EXERCISE DIRECTIONS:
Without including the pictures, copy out every line below.

------------------------------------------------------------------------

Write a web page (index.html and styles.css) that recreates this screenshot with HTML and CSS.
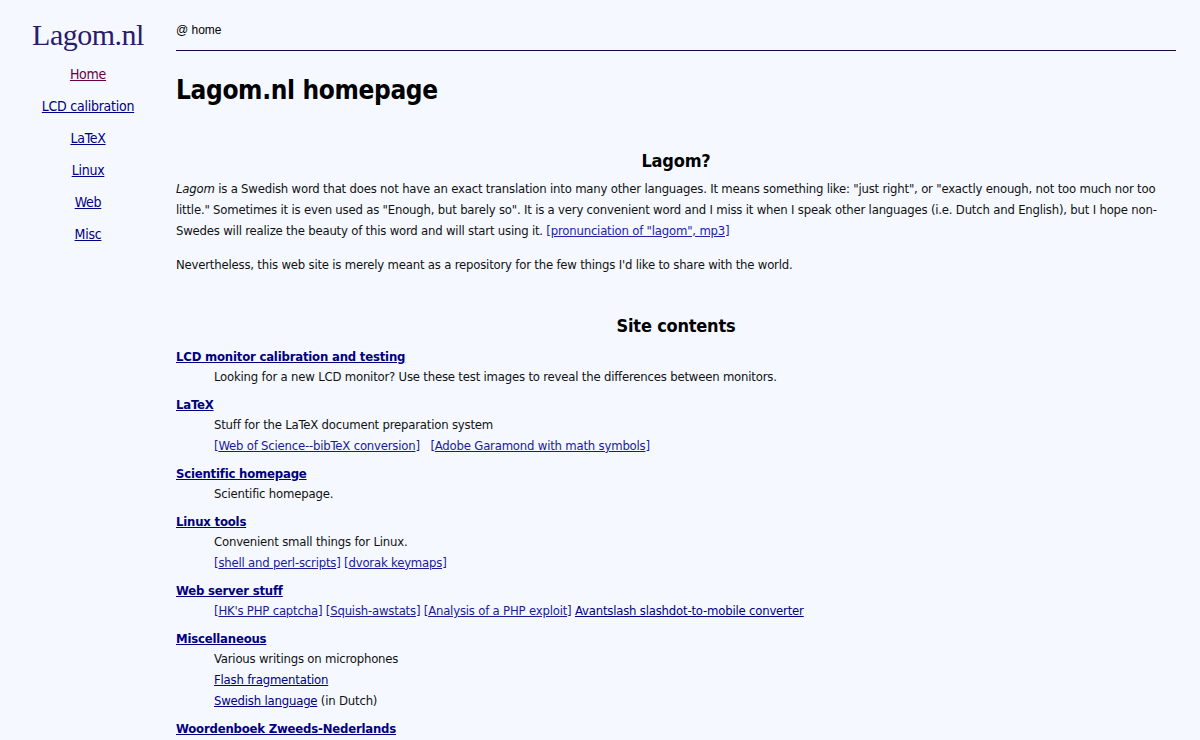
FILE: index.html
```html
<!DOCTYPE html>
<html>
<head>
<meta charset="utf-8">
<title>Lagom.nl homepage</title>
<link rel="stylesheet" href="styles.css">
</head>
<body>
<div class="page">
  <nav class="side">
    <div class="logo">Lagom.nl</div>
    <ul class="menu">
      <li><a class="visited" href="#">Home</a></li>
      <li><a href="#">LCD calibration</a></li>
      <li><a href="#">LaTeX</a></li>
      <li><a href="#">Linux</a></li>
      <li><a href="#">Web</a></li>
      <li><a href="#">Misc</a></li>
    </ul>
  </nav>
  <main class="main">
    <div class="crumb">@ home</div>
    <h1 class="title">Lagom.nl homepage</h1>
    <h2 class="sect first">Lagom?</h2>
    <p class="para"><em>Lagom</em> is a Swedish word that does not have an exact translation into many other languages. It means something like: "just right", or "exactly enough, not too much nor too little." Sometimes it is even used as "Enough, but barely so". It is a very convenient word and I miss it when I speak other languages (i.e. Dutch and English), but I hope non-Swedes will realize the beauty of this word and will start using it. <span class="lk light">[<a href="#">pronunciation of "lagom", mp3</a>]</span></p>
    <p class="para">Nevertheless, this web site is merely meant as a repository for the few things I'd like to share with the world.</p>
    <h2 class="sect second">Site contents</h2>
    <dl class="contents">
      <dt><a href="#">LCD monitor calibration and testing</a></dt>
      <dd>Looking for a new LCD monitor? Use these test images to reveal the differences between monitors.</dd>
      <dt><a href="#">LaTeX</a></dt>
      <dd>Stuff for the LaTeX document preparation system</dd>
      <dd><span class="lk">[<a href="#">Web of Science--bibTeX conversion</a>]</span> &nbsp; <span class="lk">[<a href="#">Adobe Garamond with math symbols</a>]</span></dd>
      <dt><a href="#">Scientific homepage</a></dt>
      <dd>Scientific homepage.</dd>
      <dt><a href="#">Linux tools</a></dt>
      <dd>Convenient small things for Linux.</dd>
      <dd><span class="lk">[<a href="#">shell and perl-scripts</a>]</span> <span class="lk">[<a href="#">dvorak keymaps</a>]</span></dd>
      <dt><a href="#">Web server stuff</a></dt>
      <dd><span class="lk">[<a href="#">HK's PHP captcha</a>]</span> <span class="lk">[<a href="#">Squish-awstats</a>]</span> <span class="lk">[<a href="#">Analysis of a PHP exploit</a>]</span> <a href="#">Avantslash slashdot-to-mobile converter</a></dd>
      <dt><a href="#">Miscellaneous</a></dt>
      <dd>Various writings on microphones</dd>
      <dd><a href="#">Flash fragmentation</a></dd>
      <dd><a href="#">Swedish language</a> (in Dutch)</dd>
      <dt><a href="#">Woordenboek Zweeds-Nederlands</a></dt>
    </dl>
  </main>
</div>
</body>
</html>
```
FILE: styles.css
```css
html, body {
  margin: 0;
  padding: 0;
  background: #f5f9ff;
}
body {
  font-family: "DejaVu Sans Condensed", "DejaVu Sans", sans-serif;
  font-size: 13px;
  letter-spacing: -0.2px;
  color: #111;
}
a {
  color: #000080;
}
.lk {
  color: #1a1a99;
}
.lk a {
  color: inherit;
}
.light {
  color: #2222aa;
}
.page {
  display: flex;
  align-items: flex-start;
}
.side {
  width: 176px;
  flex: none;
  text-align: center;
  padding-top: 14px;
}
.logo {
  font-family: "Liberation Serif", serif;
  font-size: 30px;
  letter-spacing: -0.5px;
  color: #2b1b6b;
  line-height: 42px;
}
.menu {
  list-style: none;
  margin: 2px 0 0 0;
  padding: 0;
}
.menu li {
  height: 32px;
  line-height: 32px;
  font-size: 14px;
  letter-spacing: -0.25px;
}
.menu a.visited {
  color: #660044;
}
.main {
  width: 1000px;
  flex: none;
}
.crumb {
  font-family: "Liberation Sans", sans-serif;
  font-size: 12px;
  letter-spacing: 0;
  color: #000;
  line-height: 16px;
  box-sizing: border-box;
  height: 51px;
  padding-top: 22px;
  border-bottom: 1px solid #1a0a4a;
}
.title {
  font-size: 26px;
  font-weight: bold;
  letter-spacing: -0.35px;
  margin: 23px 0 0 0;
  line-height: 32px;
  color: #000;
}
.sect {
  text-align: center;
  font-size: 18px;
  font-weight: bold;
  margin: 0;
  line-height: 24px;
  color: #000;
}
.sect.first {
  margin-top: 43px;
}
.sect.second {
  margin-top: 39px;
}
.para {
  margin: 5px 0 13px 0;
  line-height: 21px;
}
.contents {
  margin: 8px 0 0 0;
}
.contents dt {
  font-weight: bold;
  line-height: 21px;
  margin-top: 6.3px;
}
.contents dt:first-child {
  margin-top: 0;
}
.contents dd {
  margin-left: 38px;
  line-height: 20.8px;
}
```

------------------------------------------------------------------------

THE SOLUTION:
Write a web page (index.html and styles.css) that recreates this screenshot with HTML and CSS.
FILE: index.html
```html
<!DOCTYPE html>
<html>
<head>
<meta charset="utf-8">
<title>Lagom.nl homepage</title>
<link rel="stylesheet" href="styles.css">
</head>
<body>
<div class="page">
  <nav class="side">
    <div class="logo">Lagom.nl</div>
    <ul class="menu">
      <li><a class="visited" href="#">Home</a></li>
      <li><a href="#">LCD calibration</a></li>
      <li><a href="#">LaTeX</a></li>
      <li><a href="#">Linux</a></li>
      <li><a href="#">Web</a></li>
      <li><a href="#">Misc</a></li>
    </ul>
  </nav>
  <main class="main">
    <div class="crumb">@ home</div>
    <h1 class="title">Lagom.nl homepage</h1>
    <h2 class="sect first">Lagom?</h2>
    <p class="para"><em>Lagom</em> is a Swedish word that does not have an exact translation into many other languages. It means something like: "just right", or "exactly enough, not too much nor too little." Sometimes it is even used as "Enough, but barely so". It is a very convenient word and I miss it when I speak other languages (i.e. Dutch and English), but I hope non-Swedes will realize the beauty of this word and will start using it. <span class="lk light">[<a href="#">pronunciation of "lagom", mp3</a>]</span></p>
    <p class="para">Nevertheless, this web site is merely meant as a repository for the few things I'd like to share with the world.</p>
    <h2 class="sect second">Site contents</h2>
    <dl class="contents">
      <dt><a href="#">LCD monitor calibration and testing</a></dt>
      <dd>Looking for a new LCD monitor? Use these test images to reveal the differences between monitors.</dd>
      <dt><a href="#">LaTeX</a></dt>
      <dd>Stuff for the LaTeX document preparation system</dd>
      <dd><span class="lk">[<a href="#">Web of Science--bibTeX conversion</a>]</span> &nbsp; <span class="lk">[<a href="#">Adobe Garamond with math symbols</a>]</span></dd>
      <dt><a href="#">Scientific homepage</a></dt>
      <dd>Scientific homepage.</dd>
      <dt><a href="#">Linux tools</a></dt>
      <dd>Convenient small things for Linux.</dd>
      <dd><span class="lk">[<a href="#">shell and perl-scripts</a>]</span> <span class="lk">[<a href="#">dvorak keymaps</a>]</span></dd>
      <dt><a href="#">Web server stuff</a></dt>
      <dd><span class="lk">[<a href="#">HK's PHP captcha</a>]</span> <span class="lk">[<a href="#">Squish-awstats</a>]</span> <span class="lk">[<a href="#">Analysis of a PHP exploit</a>]</span> <a href="#">Avantslash slashdot-to-mobile converter</a></dd>
      <dt><a href="#">Miscellaneous</a></dt>
      <dd>Various writings on microphones</dd>
      <dd><a href="#">Flash fragmentation</a></dd>
      <dd><a href="#">Swedish language</a> (in Dutch)</dd>
      <dt><a href="#">Woordenboek Zweeds-Nederlands</a></dt>
    </dl>
  </main>
</div>
</body>
</html>
```
FILE: styles.css
```css
html, body {
  margin: 0;
  padding: 0;
  background: #f5f9ff;
}
body {
  font-family: "DejaVu Sans Condensed", "DejaVu Sans", sans-serif;
  font-size: 13px;
  letter-spacing: -0.2px;
  color: #111;
}
a {
  color: #000080;
}
.lk {
  color: #1a1a99;
}
.lk a {
  color: inherit;
}
.light {
  color: #2222aa;
}
.page {
  display: flex;
  align-items: flex-start;
}
.side {
  width: 176px;
  flex: none;
  text-align: center;
  padding-top: 14px;
}
.logo {
  font-family: "Liberation Serif", serif;
  font-size: 30px;
  letter-spacing: -0.5px;
  color: #2b1b6b;
  line-height: 42px;
}
.menu {
  list-style: none;
  margin: 2px 0 0 0;
  padding: 0;
}
.menu li {
  height: 32px;
  line-height: 32px;
  font-size: 14px;
  letter-spacing: -0.25px;
}
.menu a.visited {
  color: #660044;
}
.main {
  width: 1000px;
  flex: none;
}
.crumb {
  font-family: "Liberation Sans", sans-serif;
  font-size: 12px;
  letter-spacing: 0;
  color: #000;
  line-height: 16px;
  box-sizing: border-box;
  height: 51px;
  padding-top: 22px;
  border-bottom: 1px solid #1a0a4a;
}
.title {
  font-size: 26px;
  font-weight: bold;
  letter-spacing: -0.35px;
  margin: 23px 0 0 0;
  line-height: 32px;
  color: #000;
}
.sect {
  text-align: center;
  font-size: 18px;
  font-weight: bold;
  margin: 0;
  line-height: 24px;
  color: #000;
}
.sect.first {
  margin-top: 43px;
}
.sect.second {
  margin-top: 39px;
}
.para {
  margin: 5px 0 13px 0;
  line-height: 21px;
}
.contents {
  margin: 8px 0 0 0;
}
.contents dt {
  font-weight: bold;
  line-height: 21px;
  margin-top: 6.3px;
}
.contents dt:first-child {
  margin-top: 0;
}
.contents dd {
  margin-left: 38px;
  line-height: 20.8px;
}
```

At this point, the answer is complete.